### [What needs to be done]
Word for word, transcribe the lines below and drop the pictures.

### [Provided material]
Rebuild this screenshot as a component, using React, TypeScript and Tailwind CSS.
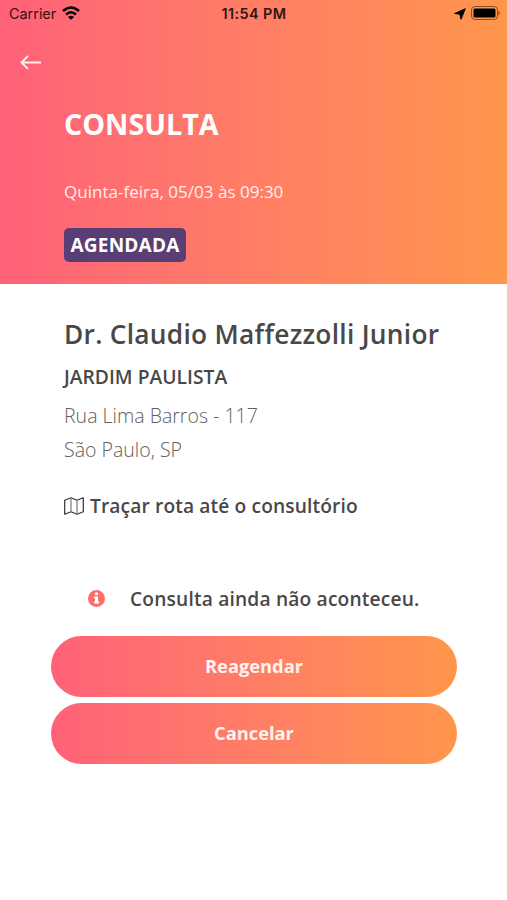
export default function App() {
  return (
    <main className="h-[900px] w-[507px] overflow-hidden bg-white font-['Open_Sans',sans-serif] text-[#484848]">
      <header className="h-[284px] bg-linear-to-r from-[#ff6178] to-[#ff964b] text-white">
        <div className="grid h-7 grid-cols-3 items-center pl-[9px] pr-[6px] font-['Inter',sans-serif] text-[14.4px] text-[#301515]">
          <div className="flex items-center gap-1.5">
            <span>Carrier</span>
            <svg className="-mt-0.5" width="18" height="14" viewBox="0 0 18 14" fill="none" stroke="black" strokeWidth="2.6">
              <path d="M1 5Q9-2 17 5M4 8.5Q9 4 14 8.5" />
              <path d="M6 11Q9 8.4 12 11L9 13.8Z" fill="black" stroke="none" />
            </svg>
          </div>
          <span className="whitespace-nowrap pr-0.5 text-center text-[14.4px] font-semibold tracking-[0.4px]">11:54 PM</span>
          <div className="flex items-center justify-end gap-[5px]">
            <svg width="12" height="12" viewBox="0 0 12 12" fill="black"><path d="M11.3.7L7 11.3L5.8 6.2L.7 5.5Z" stroke="black" strokeWidth="1" strokeLinejoin="round" /></svg>
            <svg className="-mt-0.5" width="30" height="14" viewBox="0 0 30 14">
              <rect x=".5" y=".5" width="26" height="13" rx="3.5" fill="none" stroke="#0007" />
              <rect x="2.5" y="2.5" width="22" height="9" rx="1.5" />
              <path d="M27.5 4.5Q30.5 7 27.5 9.5Z" fill="#0007" />
            </svg>
          </div>
        </div>
        <div className="pl-5 pt-[27px]">
          <svg className="block" width="22" height="15" viewBox="0 0 22 15" fill="none" stroke="#fff0f0" strokeWidth="1.8"><path d="M21 7.5H1.5M8 1L1.5 7.5L8 14" /></svg>
        </div>
        <div className="pl-16 pt-[34px]">
          <h1 className="text-[28.7px] font-bold leading-10">CONSULTA</h1>
          <p className="mt-9 text-[17.05px] leading-6 text-[#fff0ee]">Quinta-feira, 05/03 às 09:30</p>
          <span className="mt-6 flex h-[34px] w-[122px] items-center justify-center rounded-[5px] bg-[#583e74] pt-px text-[19px] font-bold tracking-[0.2px]">AGENDADA</span>
        </div>
      </header>
      <section className="pl-16 pt-[30px]">
        <h2 className="text-[26.3px] font-semibold leading-10 tracking-[0.28px]">Dr. Claudio Maffezzolli Junior</h2>
        <h3 className="mt-2 text-[19.3px] font-semibold leading-[30px]">JARDIM PAULISTA</h3>
        <p className="mt-[7px] text-[19.55px] font-light leading-[34px] text-[#606060]">Rua Lima Barros - 117<br />São Paulo, SP</p>
        <a className="mt-[24px] flex h-[30px] items-center gap-[6px] text-[19.2px] font-semibold tracking-[0.12px]">
          <svg width="20" height="18" viewBox="0 0 20 18" fill="none" stroke="#333" strokeWidth="1.2" strokeLinejoin="round">
            <path d="M.7 3.2L7 .8L13 3.2L19.3.8V14.8L13 17.2L7 14.8L.7 17.2Z" />
            <path d="M7 .8V14.8M13 3.2V17.2" stroke="#777" />
          </svg>
          Traçar rota até o consultório
        </a>
        <div className="mt-[63px] flex h-[30px] items-center gap-[25px] pl-6 text-[19.2px] font-semibold tracking-[0.17px]">
          <svg className="-mt-px" width="17" height="17" viewBox="0 0 17 17">
            <circle cx="8.5" cy="8.5" r="8.5" fill="#ff6e6a" />
            <path d="M7 2.5H10V5H7ZM6 6.5H10V11.5H11V13.5H6V11.5H7V8.5H6Z" fill="white" />
          </svg>
          Consulta ainda não aconteceu.
        </div>
      </section>
      <div className="ml-[51px] mt-[22px] flex w-[406px] flex-col gap-[6px] text-[18.3px] font-bold text-[#fff4ef]">
        <button className="h-[61px] rounded-full bg-linear-to-r from-[#ff6178] to-[#ff964b] pb-px">Reagendar</button>
        <button className="h-[61px] rounded-full bg-linear-to-r from-[#ff6178] to-[#ff964b] pb-px">Cancelar</button>
      </div>
    </main>
  )
}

### [Exercise response]
Rebuild this screenshot as a component, using React, TypeScript and Tailwind CSS.
export default function App() {
  return (
    <main className="h-[900px] w-[507px] overflow-hidden bg-white font-['Open_Sans',sans-serif] text-[#484848]">
      <header className="h-[284px] bg-linear-to-r from-[#ff6178] to-[#ff964b] text-white">
        <div className="grid h-7 grid-cols-3 items-center pl-[9px] pr-[6px] font-['Inter',sans-serif] text-[14.4px] text-[#301515]">
          <div className="flex items-center gap-1.5">
            <span>Carrier</span>
            <svg className="-mt-0.5" width="18" height="14" viewBox="0 0 18 14" fill="none" stroke="black" strokeWidth="2.6">
              <path d="M1 5Q9-2 17 5M4 8.5Q9 4 14 8.5" />
              <path d="M6 11Q9 8.4 12 11L9 13.8Z" fill="black" stroke="none" />
            </svg>
          </div>
          <span className="whitespace-nowrap pr-0.5 text-center text-[14.4px] font-semibold tracking-[0.4px]">11:54 PM</span>
          <div className="flex items-center justify-end gap-[5px]">
            <svg width="12" height="12" viewBox="0 0 12 12" fill="black"><path d="M11.3.7L7 11.3L5.8 6.2L.7 5.5Z" stroke="black" strokeWidth="1" strokeLinejoin="round" /></svg>
            <svg className="-mt-0.5" width="30" height="14" viewBox="0 0 30 14">
              <rect x=".5" y=".5" width="26" height="13" rx="3.5" fill="none" stroke="#0007" />
              <rect x="2.5" y="2.5" width="22" height="9" rx="1.5" />
              <path d="M27.5 4.5Q30.5 7 27.5 9.5Z" fill="#0007" />
            </svg>
          </div>
        </div>
        <div className="pl-5 pt-[27px]">
          <svg className="block" width="22" height="15" viewBox="0 0 22 15" fill="none" stroke="#fff0f0" strokeWidth="1.8"><path d="M21 7.5H1.5M8 1L1.5 7.5L8 14" /></svg>
        </div>
        <div className="pl-16 pt-[34px]">
          <h1 className="text-[28.7px] font-bold leading-10">CONSULTA</h1>
          <p className="mt-9 text-[17.05px] leading-6 text-[#fff0ee]">Quinta-feira, 05/03 às 09:30</p>
          <span className="mt-6 flex h-[34px] w-[122px] items-center justify-center rounded-[5px] bg-[#583e74] pt-px text-[19px] font-bold tracking-[0.2px]">AGENDADA</span>
        </div>
      </header>
      <section className="pl-16 pt-[30px]">
        <h2 className="text-[26.3px] font-semibold leading-10 tracking-[0.28px]">Dr. Claudio Maffezzolli Junior</h2>
        <h3 className="mt-2 text-[19.3px] font-semibold leading-[30px]">JARDIM PAULISTA</h3>
        <p className="mt-[7px] text-[19.55px] font-light leading-[34px] text-[#606060]">Rua Lima Barros - 117<br />São Paulo, SP</p>
        <a className="mt-[24px] flex h-[30px] items-center gap-[6px] text-[19.2px] font-semibold tracking-[0.12px]">
          <svg width="20" height="18" viewBox="0 0 20 18" fill="none" stroke="#333" strokeWidth="1.2" strokeLinejoin="round">
            <path d="M.7 3.2L7 .8L13 3.2L19.3.8V14.8L13 17.2L7 14.8L.7 17.2Z" />
            <path d="M7 .8V14.8M13 3.2V17.2" stroke="#777" />
          </svg>
          Traçar rota até o consultório
        </a>
        <div className="mt-[63px] flex h-[30px] items-center gap-[25px] pl-6 text-[19.2px] font-semibold tracking-[0.17px]">
          <svg className="-mt-px" width="17" height="17" viewBox="0 0 17 17">
            <circle cx="8.5" cy="8.5" r="8.5" fill="#ff6e6a" />
            <path d="M7 2.5H10V5H7ZM6 6.5H10V11.5H11V13.5H6V11.5H7V8.5H6Z" fill="white" />
          </svg>
          Consulta ainda não aconteceu.
        </div>
      </section>
      <div className="ml-[51px] mt-[22px] flex w-[406px] flex-col gap-[6px] text-[18.3px] font-bold text-[#fff4ef]">
        <button className="h-[61px] rounded-full bg-linear-to-r from-[#ff6178] to-[#ff964b] pb-px">Reagendar</button>
        <button className="h-[61px] rounded-full bg-linear-to-r from-[#ff6178] to-[#ff964b] pb-px">Cancelar</button>
      </div>
    </main>
  )
}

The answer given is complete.